If you have a Rift developer kit already I’d suggest skipping the rest of this post and simply trying out the demo of the game for yourself.
If, like me, you’re without a virtual reality headset then watch this playthrough:
The way it works is that you’re alone in a large empty house in a forest, all the windows are open and the lights are off. In front of you is a television playing a copy of a horror game, The Witching Hour. Set in the 1800s, as you play you come across notes about what horrors have taken place in the manor. The notes feed hints to you about what you should listen out for. You learn about the body being dragged across the floor in the attic just as you hear that same sound in the game. The sound’s not coming from the television, though, but from the ceiling above you in the virtual house.

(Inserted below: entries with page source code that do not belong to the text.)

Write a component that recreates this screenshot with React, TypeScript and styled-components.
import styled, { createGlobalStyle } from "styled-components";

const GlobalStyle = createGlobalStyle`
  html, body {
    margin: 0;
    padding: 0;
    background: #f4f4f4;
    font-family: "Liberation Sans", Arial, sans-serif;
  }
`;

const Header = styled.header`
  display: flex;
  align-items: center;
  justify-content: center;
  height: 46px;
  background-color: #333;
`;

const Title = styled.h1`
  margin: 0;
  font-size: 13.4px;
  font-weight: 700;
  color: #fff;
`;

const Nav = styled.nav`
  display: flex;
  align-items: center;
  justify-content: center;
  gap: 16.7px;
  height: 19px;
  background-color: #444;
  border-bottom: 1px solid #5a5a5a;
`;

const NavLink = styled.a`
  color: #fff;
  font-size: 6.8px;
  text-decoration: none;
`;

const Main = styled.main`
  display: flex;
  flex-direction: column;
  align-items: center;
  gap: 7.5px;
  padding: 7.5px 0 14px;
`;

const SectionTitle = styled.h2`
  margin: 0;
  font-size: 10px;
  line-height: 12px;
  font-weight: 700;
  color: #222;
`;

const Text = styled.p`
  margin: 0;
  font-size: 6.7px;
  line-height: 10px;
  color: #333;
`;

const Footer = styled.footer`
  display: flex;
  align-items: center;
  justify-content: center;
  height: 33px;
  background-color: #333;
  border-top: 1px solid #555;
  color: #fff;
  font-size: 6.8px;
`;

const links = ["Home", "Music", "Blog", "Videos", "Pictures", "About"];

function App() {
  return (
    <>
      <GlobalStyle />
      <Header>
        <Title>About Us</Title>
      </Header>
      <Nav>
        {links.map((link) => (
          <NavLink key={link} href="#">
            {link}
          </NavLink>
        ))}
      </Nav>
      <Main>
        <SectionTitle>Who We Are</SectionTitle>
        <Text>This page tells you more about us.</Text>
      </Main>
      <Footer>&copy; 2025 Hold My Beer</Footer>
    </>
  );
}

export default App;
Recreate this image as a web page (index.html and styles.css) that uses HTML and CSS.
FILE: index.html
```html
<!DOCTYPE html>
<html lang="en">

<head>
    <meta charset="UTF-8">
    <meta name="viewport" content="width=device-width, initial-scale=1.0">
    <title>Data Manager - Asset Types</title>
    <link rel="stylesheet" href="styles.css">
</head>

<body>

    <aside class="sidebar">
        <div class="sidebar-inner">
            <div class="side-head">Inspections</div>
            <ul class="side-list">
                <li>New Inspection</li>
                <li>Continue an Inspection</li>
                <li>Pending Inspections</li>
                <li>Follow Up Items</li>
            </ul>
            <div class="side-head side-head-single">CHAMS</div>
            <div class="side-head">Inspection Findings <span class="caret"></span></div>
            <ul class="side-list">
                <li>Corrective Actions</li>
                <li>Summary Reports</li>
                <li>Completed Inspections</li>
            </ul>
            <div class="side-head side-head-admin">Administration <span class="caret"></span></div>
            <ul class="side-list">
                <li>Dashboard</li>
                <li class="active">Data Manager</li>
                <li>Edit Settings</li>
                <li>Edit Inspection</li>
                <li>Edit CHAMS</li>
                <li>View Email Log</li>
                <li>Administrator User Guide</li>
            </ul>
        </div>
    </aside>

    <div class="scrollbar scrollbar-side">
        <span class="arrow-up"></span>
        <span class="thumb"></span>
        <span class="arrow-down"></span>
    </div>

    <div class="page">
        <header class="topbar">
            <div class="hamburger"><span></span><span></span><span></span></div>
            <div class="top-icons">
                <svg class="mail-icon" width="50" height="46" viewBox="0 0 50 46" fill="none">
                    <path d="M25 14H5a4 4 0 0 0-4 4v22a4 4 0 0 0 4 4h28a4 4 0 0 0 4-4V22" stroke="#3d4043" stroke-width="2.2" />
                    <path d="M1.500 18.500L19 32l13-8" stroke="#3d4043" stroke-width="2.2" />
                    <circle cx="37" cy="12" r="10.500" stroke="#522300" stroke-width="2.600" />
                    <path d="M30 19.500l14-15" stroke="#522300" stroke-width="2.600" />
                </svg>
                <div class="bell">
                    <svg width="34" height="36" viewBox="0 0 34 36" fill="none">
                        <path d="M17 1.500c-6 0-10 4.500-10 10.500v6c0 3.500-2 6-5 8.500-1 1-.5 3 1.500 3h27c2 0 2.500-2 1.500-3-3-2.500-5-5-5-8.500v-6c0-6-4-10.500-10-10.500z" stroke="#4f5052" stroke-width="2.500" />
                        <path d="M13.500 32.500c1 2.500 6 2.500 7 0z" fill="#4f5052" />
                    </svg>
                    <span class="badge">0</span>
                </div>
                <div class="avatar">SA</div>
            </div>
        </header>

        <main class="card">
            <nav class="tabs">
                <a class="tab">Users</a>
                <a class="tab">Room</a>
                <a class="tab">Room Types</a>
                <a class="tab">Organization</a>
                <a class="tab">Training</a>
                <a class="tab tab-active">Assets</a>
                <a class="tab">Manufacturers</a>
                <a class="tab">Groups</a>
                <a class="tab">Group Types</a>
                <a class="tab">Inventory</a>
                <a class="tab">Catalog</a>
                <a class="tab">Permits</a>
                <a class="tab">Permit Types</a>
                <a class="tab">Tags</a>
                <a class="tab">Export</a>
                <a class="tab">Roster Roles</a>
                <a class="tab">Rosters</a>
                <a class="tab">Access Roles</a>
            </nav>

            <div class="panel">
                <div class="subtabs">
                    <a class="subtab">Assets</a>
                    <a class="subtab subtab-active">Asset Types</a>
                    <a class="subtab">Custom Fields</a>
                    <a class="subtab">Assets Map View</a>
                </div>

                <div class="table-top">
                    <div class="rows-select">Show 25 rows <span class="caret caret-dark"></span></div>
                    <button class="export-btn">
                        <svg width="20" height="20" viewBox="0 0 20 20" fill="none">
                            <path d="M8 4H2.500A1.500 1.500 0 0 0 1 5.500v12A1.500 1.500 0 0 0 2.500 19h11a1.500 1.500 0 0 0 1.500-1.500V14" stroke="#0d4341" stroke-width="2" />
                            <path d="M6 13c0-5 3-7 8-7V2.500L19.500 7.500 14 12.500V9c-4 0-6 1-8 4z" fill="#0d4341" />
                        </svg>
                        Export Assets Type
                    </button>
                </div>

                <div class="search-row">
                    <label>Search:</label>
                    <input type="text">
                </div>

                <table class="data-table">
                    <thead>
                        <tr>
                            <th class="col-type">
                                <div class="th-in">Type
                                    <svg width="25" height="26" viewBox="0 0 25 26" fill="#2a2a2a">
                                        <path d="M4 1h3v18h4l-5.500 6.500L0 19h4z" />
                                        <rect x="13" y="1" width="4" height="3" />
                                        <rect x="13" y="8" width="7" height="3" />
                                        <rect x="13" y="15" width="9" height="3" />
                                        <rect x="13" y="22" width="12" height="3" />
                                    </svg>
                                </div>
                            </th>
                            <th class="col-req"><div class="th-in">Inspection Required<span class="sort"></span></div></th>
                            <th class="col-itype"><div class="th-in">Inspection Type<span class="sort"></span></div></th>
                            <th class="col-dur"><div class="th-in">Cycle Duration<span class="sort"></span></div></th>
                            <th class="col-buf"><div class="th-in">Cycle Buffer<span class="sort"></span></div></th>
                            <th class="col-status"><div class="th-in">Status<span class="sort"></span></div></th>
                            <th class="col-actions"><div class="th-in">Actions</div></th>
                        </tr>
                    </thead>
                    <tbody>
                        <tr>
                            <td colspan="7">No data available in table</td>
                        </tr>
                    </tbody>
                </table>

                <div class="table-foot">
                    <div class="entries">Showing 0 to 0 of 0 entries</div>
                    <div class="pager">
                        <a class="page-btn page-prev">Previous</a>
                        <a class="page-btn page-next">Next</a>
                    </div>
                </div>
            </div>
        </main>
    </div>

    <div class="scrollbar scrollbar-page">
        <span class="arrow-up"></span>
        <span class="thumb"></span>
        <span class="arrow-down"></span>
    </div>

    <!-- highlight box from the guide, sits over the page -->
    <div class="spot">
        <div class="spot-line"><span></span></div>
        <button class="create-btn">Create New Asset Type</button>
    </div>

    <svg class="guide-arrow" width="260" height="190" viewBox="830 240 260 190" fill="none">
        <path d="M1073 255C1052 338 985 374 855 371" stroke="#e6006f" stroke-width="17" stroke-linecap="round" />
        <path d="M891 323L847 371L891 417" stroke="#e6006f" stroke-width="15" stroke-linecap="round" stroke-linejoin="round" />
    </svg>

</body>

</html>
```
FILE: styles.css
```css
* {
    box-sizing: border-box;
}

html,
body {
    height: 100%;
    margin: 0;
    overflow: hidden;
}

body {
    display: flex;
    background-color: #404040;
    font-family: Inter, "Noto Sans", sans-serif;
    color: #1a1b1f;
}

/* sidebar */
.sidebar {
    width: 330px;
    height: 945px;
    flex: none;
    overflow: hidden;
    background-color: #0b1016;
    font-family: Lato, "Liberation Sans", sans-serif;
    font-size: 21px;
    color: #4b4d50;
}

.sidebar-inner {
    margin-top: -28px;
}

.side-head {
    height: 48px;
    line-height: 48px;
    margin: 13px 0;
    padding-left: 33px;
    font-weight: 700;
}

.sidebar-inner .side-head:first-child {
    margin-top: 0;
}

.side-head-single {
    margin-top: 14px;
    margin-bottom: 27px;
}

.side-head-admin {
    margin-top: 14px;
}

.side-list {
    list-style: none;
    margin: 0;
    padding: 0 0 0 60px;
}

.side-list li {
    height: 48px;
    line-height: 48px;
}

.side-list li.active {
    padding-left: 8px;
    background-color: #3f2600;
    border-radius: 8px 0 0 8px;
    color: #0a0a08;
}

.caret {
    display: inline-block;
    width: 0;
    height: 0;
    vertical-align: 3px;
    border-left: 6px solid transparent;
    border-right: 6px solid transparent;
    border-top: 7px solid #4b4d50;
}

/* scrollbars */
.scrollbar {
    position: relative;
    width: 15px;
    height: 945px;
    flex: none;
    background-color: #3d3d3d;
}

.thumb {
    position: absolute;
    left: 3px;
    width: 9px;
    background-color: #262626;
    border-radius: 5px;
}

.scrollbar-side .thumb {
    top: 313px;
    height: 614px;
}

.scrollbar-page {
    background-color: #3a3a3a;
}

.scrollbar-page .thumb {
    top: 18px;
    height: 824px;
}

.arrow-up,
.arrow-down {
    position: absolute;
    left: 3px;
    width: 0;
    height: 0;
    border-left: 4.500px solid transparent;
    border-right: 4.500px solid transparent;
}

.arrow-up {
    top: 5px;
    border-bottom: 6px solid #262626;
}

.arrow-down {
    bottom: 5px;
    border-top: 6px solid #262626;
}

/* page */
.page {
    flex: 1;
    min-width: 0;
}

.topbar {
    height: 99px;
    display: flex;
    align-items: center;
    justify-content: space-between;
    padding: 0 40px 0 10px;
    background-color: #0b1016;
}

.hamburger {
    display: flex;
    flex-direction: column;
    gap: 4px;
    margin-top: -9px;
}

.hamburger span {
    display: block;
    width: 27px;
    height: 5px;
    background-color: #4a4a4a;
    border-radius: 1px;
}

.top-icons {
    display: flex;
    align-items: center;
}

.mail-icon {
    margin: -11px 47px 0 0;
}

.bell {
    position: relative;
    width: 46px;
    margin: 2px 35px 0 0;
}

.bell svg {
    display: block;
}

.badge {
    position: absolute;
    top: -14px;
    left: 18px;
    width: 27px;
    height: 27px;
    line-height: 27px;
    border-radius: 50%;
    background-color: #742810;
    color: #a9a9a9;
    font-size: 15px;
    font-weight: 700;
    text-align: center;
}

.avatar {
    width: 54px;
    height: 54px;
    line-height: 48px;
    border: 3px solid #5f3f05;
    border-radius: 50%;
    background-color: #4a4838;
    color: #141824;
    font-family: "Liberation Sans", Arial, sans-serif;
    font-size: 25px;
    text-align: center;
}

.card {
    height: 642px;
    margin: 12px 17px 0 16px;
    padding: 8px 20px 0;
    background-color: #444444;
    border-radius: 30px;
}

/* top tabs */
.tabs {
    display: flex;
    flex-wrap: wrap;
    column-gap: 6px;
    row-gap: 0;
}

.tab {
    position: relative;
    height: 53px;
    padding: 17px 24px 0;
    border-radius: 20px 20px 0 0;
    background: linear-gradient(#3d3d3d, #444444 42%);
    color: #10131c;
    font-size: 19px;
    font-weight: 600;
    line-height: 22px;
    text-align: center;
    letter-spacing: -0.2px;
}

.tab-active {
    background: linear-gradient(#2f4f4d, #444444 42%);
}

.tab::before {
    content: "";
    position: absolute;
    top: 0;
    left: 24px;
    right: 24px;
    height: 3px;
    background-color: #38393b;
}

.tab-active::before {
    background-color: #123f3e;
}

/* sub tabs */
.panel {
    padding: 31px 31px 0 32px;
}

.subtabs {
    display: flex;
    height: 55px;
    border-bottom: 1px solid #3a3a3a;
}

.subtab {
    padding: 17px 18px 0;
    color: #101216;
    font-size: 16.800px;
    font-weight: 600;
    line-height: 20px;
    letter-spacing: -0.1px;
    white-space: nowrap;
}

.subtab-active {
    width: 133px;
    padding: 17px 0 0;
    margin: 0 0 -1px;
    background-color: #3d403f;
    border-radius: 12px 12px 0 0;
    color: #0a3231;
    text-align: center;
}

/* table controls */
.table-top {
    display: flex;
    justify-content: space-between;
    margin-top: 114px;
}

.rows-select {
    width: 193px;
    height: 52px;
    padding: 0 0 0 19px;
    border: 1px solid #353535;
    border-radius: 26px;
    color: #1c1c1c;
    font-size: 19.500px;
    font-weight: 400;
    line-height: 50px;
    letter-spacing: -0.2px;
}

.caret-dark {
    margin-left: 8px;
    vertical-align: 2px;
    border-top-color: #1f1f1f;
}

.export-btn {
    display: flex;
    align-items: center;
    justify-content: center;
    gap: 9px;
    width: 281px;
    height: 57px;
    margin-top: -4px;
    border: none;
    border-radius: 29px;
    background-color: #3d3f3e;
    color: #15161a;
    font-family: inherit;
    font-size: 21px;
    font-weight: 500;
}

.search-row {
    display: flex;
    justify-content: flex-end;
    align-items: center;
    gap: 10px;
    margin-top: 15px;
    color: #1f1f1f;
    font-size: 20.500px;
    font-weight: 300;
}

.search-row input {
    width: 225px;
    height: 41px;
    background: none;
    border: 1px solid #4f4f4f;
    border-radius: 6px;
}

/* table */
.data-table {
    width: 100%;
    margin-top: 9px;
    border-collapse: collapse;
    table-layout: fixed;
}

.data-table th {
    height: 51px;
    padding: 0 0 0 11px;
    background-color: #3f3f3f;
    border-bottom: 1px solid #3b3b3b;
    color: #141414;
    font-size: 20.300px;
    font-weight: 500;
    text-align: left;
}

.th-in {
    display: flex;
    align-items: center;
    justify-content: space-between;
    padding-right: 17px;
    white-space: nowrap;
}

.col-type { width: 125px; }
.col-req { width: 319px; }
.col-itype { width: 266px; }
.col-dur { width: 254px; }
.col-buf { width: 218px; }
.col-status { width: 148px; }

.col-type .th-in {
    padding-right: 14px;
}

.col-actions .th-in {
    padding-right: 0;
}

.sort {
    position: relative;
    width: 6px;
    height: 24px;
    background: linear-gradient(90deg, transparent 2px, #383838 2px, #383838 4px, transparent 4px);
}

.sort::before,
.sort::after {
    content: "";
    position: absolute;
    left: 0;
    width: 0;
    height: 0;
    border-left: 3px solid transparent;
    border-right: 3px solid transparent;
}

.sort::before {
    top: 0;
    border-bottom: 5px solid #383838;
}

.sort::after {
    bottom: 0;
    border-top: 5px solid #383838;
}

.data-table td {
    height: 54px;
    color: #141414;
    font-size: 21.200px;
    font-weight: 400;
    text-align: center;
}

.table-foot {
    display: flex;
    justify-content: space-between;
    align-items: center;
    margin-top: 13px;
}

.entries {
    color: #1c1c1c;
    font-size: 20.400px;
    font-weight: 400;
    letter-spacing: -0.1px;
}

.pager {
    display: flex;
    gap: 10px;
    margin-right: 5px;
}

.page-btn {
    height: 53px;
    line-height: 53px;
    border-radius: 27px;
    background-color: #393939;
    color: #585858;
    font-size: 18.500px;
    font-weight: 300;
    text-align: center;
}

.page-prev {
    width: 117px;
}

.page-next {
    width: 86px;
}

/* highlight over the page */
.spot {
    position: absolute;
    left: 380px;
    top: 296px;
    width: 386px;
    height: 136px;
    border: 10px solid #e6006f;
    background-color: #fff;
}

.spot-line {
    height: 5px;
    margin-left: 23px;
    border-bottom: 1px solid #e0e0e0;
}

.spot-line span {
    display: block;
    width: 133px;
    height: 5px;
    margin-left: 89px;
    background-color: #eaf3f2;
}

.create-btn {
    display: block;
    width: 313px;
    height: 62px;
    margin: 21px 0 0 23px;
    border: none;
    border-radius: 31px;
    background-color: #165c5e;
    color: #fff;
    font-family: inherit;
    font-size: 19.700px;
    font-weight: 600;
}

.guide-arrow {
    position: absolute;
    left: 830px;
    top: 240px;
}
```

Reports have it that this game within in a game construct is more immersive than other games on the Rift. In the case of VR Brotherhood he felt no compulsion to take the Rift off and search out the sounds in the real world, as he usually does with horror games, instead treating the virtual home environment as real.
I can’t wait to try it out.
Alone’s currently raising funds on Kickstarter, it’s close to $4,000 of its $25,000 target. And you can see what will be offered in the final version of the game through this pitch video:
As exciting an idea for a game alone is, and it is definitely that. I’d like to see other studios take it further.
At Gamescom I was able to try out Oculus’ virtual cinema software. It seats you in an empty cinema and throws up any .avi file you have available onto a virtual screen. It’s an eerie experience watching a film in that way but it had me forget pretty quickly I wasn’t actually in a cinema. Now if production companies coupled that virtual cinema with what Greenwood are doing in Alone you could see special releases of films where the cinema could alter to fit what was going on onscreen. Fill the cinema with fog when the film took the action into the swamp. Have shadows flicker across the walls but have the person casting them always be just out of your vision. It could make for something completely enthralling.